Written problem. Without including any images, repeat the data exactly.

###

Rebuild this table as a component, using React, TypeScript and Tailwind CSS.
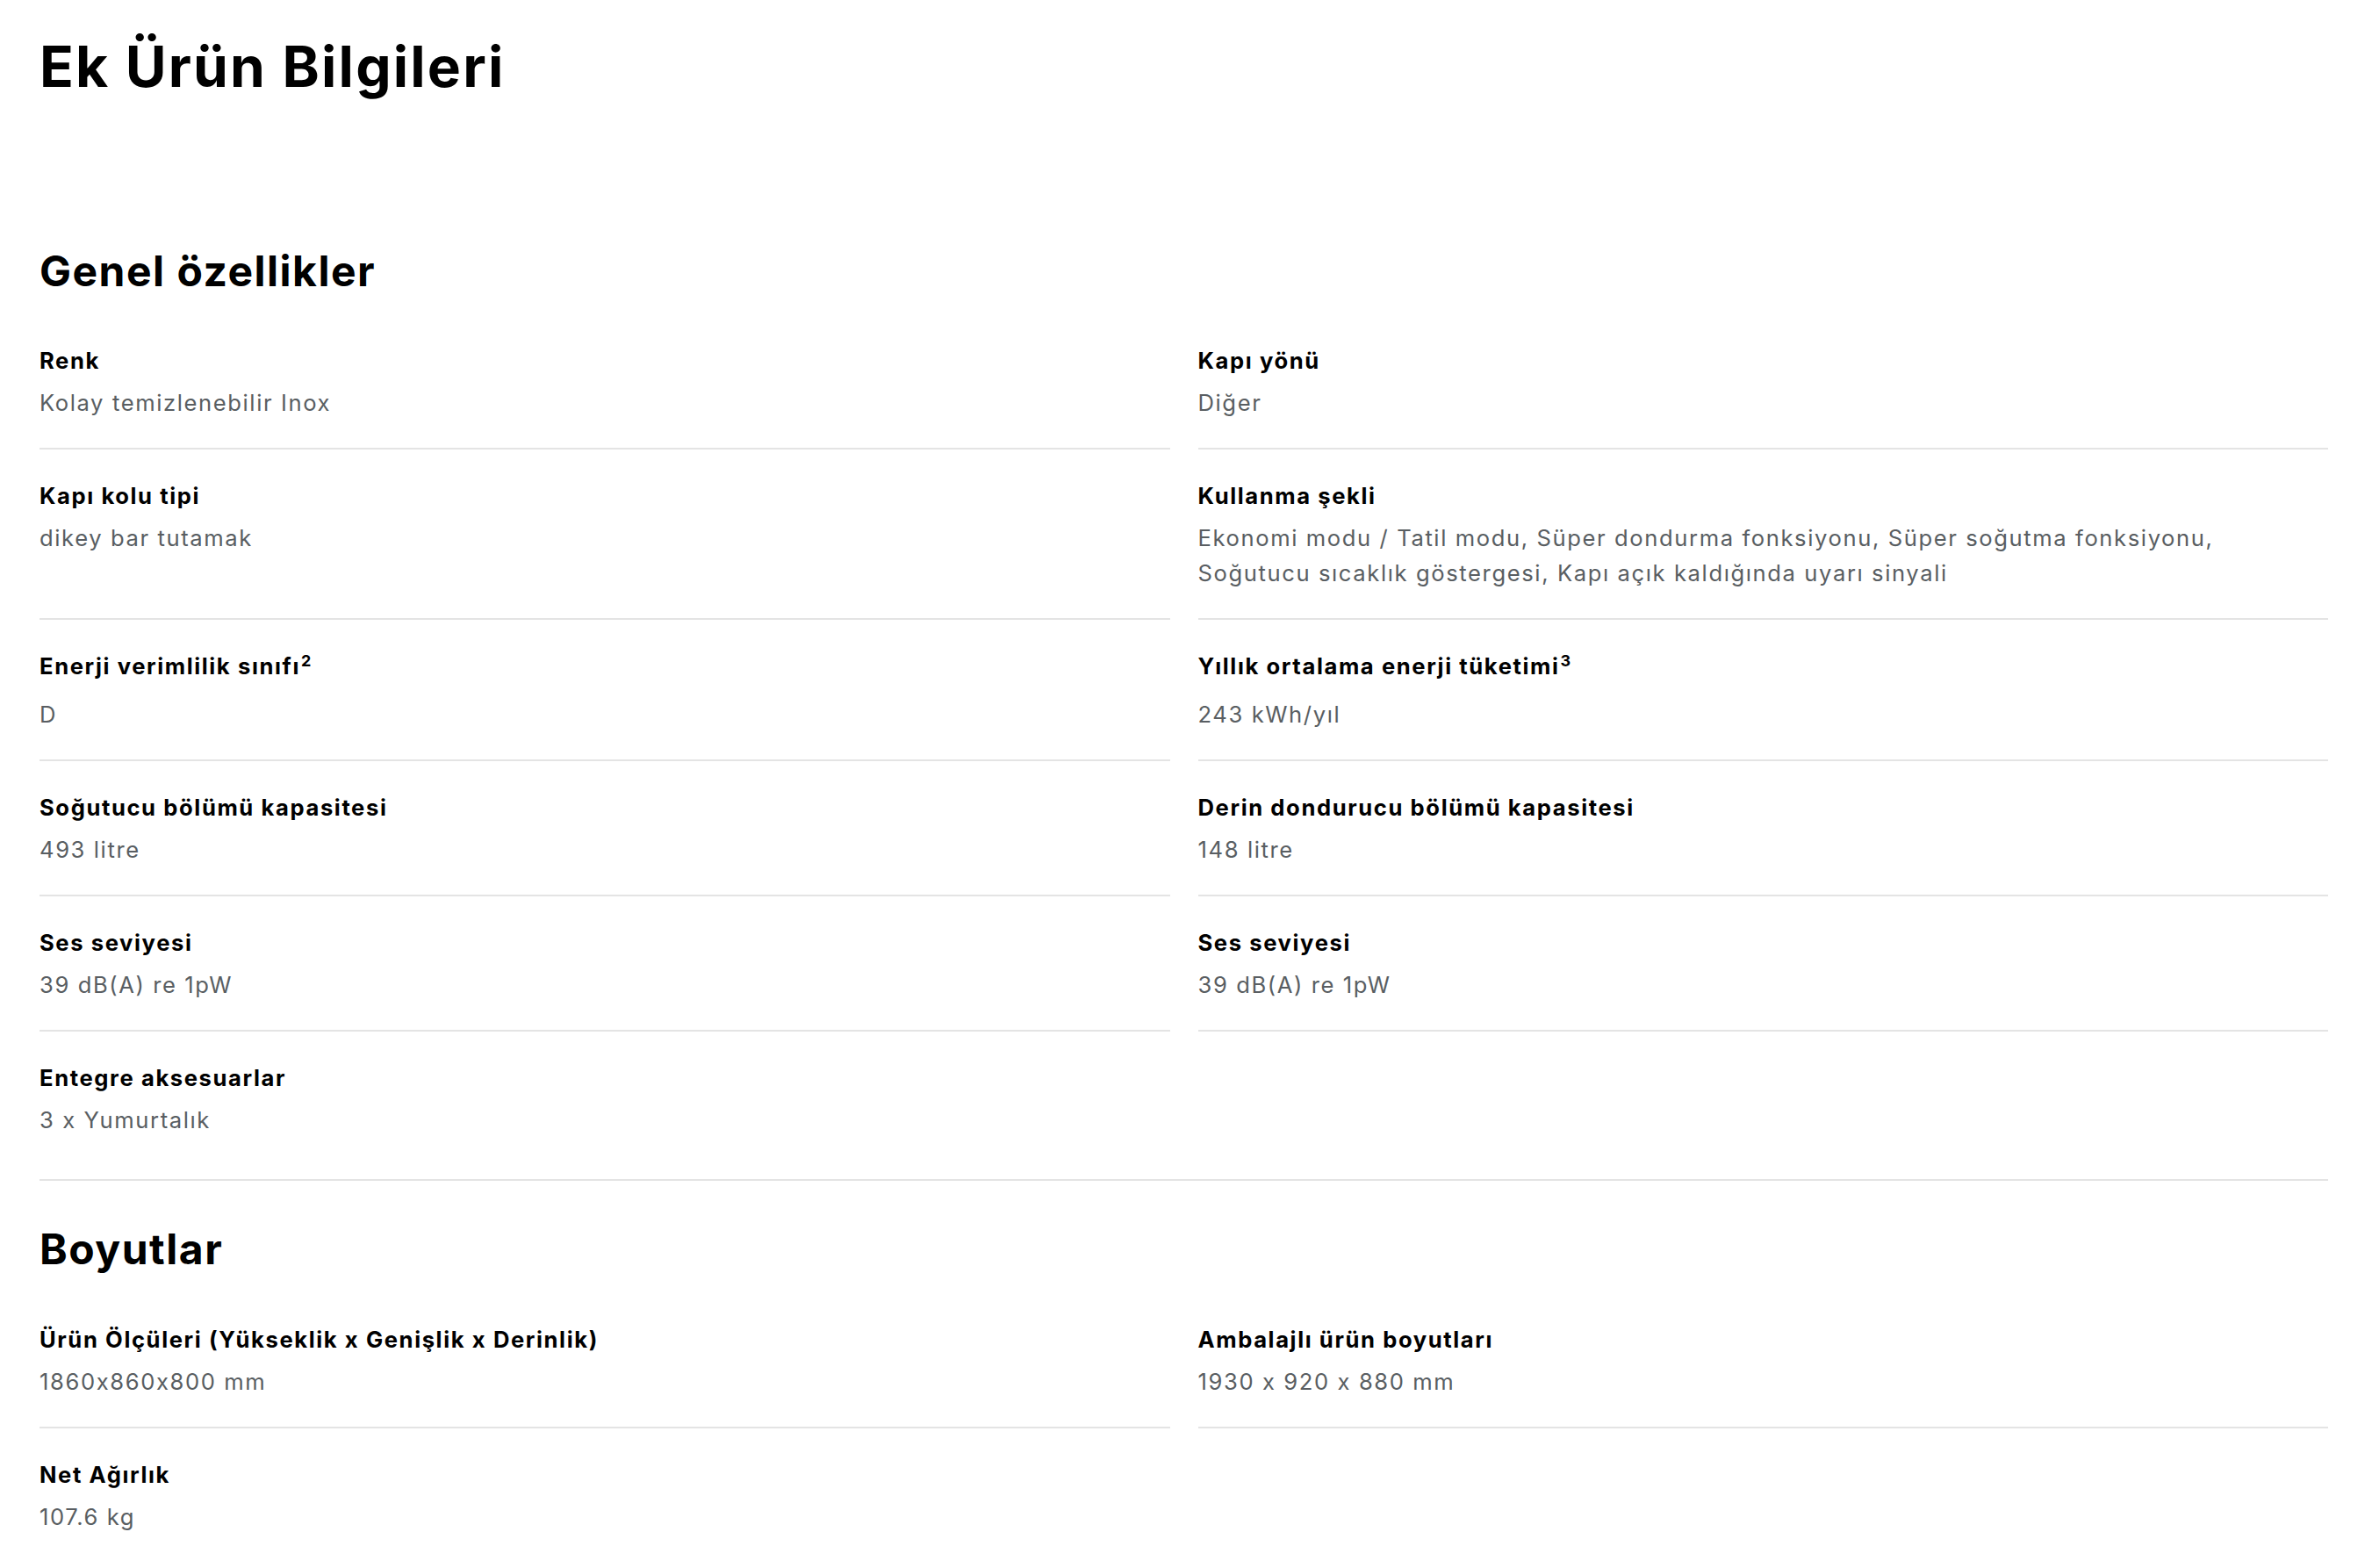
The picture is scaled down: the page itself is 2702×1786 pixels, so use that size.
import React, { ReactNode } from 'react';

interface Spec {
  label: string;
  sup?: string;
  value: ReactNode;
}

interface Section {
  title: string;
  specs: Spec[];
}

const SECTIONS: Section[] = [
  {
    title: 'Genel özellikler',
    specs: [
      { label: 'Renk', value: 'Kolay temizlenebilir Inox' },
      { label: 'Kapı yönü', value: 'Diğer' },
      { label: 'Kapı kolu tipi', value: 'dikey bar tutamak' },
      {
        label: 'Kullanma şekli',
        value: (
          <>
            Ekonomi modu / Tatil modu, Süper dondurma fonksiyonu, Süper soğutma fonksiyonu,
            <br />
            Soğutucu sıcaklık göstergesi, Kapı açık kaldığında uyarı sinyali
          </>
        ),
      },
      { label: 'Enerji verimlilik sınıfı', sup: '2', value: 'D' },
      { label: 'Yıllık ortalama enerji tüketimi', sup: '3', value: '243 kWh/yıl' },
      { label: 'Soğutucu bölümü kapasitesi', value: '493 litre' },
      { label: 'Derin dondurucu bölümü kapasitesi', value: '148 litre' },
      { label: 'Ses seviyesi', value: '39 dB(A) re 1pW' },
      { label: 'Ses seviyesi', value: '39 dB(A) re 1pW' },
      { label: 'Entegre aksesuarlar', value: '3 x Yumurtalık' },
    ],
  },
  {
    title: 'Boyutlar',
    specs: [
      { label: 'Ürün Ölçüleri (Yükseklik x Genişlik x Derinlik)', value: '1860x860x800 mm' },
      { label: 'Ambalajlı ürün boyutları', value: '1930 x 920 x 880 mm' },
      { label: 'Net Ağırlık', value: '107.6 kg' },
    ],
  },
];

function SpecCell({ spec, last }: { spec: Spec; last: boolean }) {
  return (
    <div
      className={
        last
          ? 'pt-[33px] pb-[47px]'
          : 'pt-[33px] pb-[31px] border-b-2 border-[#e4e4e4]'
      }
    >
      <div
        className={
          spec.sup
            ? 'text-[25.6px] leading-[40px] tracking-[1.6px] font-bold text-black pb-[7px]'
            : 'text-[25.6px] leading-[40px] tracking-[1.6px] font-bold text-black'
        }
      >
        {spec.label}
        {spec.sup && <sup className="text-[18px] ml-[1px]">{spec.sup}</sup>}
      </div>
      <div className="mt-[8px] text-[25.6px] leading-[40px] tracking-[1.6px] text-[#595e62]">
        {spec.value}
      </div>
    </div>
  );
}

function SpecSection({ section, first }: { section: Section; first: boolean }) {
  const cols = 2;
  // cells of the last row carry no divider; the section border closes it
  const lastRowStart = Math.floor((section.specs.length - 1) / cols) * cols;
  return (
    <section
      className={
        first
          ? 'mt-[165px] border-b-2 border-[#e4e4e4]'
          : 'pt-[49px]'
      }
    >
      <h2 className="text-[48px] leading-[1.2] tracking-[1.5px] font-bold text-black mb-[21px]">
        {section.title}
      </h2>
      <div className="grid grid-cols-2 gap-x-[32px]">
        {section.specs.map((spec, i) => (
          <SpecCell key={i} spec={spec} last={i >= lastRowStart} />
        ))}
      </div>
    </section>
  );
}

export default function App() {
  return (
    <div
      className="min-h-screen bg-white pt-[38px] pl-[45px] pr-[50px] [font-feature-settings:'calt'_0]"
      style={{ fontFamily: 'Inter, "Noto Sans", sans-serif' }}
    >
      <h1 className="text-[64px] leading-[1.2] tracking-[2.2px] font-bold text-black">
        Ek Ürün Bilgileri
      </h1>
      {SECTIONS.map((s, i) => (
        <SpecSection key={s.title} section={s} first={i === 0} />
      ))}
    </div>
  );
}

###

The result.
Rebuild this table as a component, using React, TypeScript and Tailwind CSS.
The picture is scaled down: the page itself is 2702×1786 pixels, so use that size.
import React, { ReactNode } from 'react';

interface Spec {
  label: string;
  sup?: string;
  value: ReactNode;
}

interface Section {
  title: string;
  specs: Spec[];
}

const SECTIONS: Section[] = [
  {
    title: 'Genel özellikler',
    specs: [
      { label: 'Renk', value: 'Kolay temizlenebilir Inox' },
      { label: 'Kapı yönü', value: 'Diğer' },
      { label: 'Kapı kolu tipi', value: 'dikey bar tutamak' },
      {
        label: 'Kullanma şekli',
        value: (
          <>
            Ekonomi modu / Tatil modu, Süper dondurma fonksiyonu, Süper soğutma fonksiyonu,
            <br />
            Soğutucu sıcaklık göstergesi, Kapı açık kaldığında uyarı sinyali
          </>
        ),
      },
      { label: 'Enerji verimlilik sınıfı', sup: '2', value: 'D' },
      { label: 'Yıllık ortalama enerji tüketimi', sup: '3', value: '243 kWh/yıl' },
      { label: 'Soğutucu bölümü kapasitesi', value: '493 litre' },
      { label: 'Derin dondurucu bölümü kapasitesi', value: '148 litre' },
      { label: 'Ses seviyesi', value: '39 dB(A) re 1pW' },
      { label: 'Ses seviyesi', value: '39 dB(A) re 1pW' },
      { label: 'Entegre aksesuarlar', value: '3 x Yumurtalık' },
    ],
  },
  {
    title: 'Boyutlar',
    specs: [
      { label: 'Ürün Ölçüleri (Yükseklik x Genişlik x Derinlik)', value: '1860x860x800 mm' },
      { label: 'Ambalajlı ürün boyutları', value: '1930 x 920 x 880 mm' },
      { label: 'Net Ağırlık', value: '107.6 kg' },
    ],
  },
];

function SpecCell({ spec, last }: { spec: Spec; last: boolean }) {
  return (
    <div
      className={
        last
          ? 'pt-[33px] pb-[47px]'
          : 'pt-[33px] pb-[31px] border-b-2 border-[#e4e4e4]'
      }
    >
      <div
        className={
          spec.sup
            ? 'text-[25.6px] leading-[40px] tracking-[1.6px] font-bold text-black pb-[7px]'
            : 'text-[25.6px] leading-[40px] tracking-[1.6px] font-bold text-black'
        }
      >
        {spec.label}
        {spec.sup && <sup className="text-[18px] ml-[1px]">{spec.sup}</sup>}
      </div>
      <div className="mt-[8px] text-[25.6px] leading-[40px] tracking-[1.6px] text-[#595e62]">
        {spec.value}
      </div>
    </div>
  );
}

function SpecSection({ section, first }: { section: Section; first: boolean }) {
  const cols = 2;
  // cells of the last row carry no divider; the section border closes it
  const lastRowStart = Math.floor((section.specs.length - 1) / cols) * cols;
  return (
    <section
      className={
        first
          ? 'mt-[165px] border-b-2 border-[#e4e4e4]'
          : 'pt-[49px]'
      }
    >
      <h2 className="text-[48px] leading-[1.2] tracking-[1.5px] font-bold text-black mb-[21px]">
        {section.title}
      </h2>
      <div className="grid grid-cols-2 gap-x-[32px]">
        {section.specs.map((spec, i) => (
          <SpecCell key={i} spec={spec} last={i >= lastRowStart} />
        ))}
      </div>
    </section>
  );
}

export default function App() {
  return (
    <div
      className="min-h-screen bg-white pt-[38px] pl-[45px] pr-[50px] [font-feature-settings:'calt'_0]"
      style={{ fontFamily: 'Inter, "Noto Sans", sans-serif' }}
    >
      <h1 className="text-[64px] leading-[1.2] tracking-[2.2px] font-bold text-black">
        Ek Ürün Bilgileri
      </h1>
      {SECTIONS.map((s, i) => (
        <SpecSection key={s.title} section={s} first={i === 0} />
      ))}
    </div>
  );
}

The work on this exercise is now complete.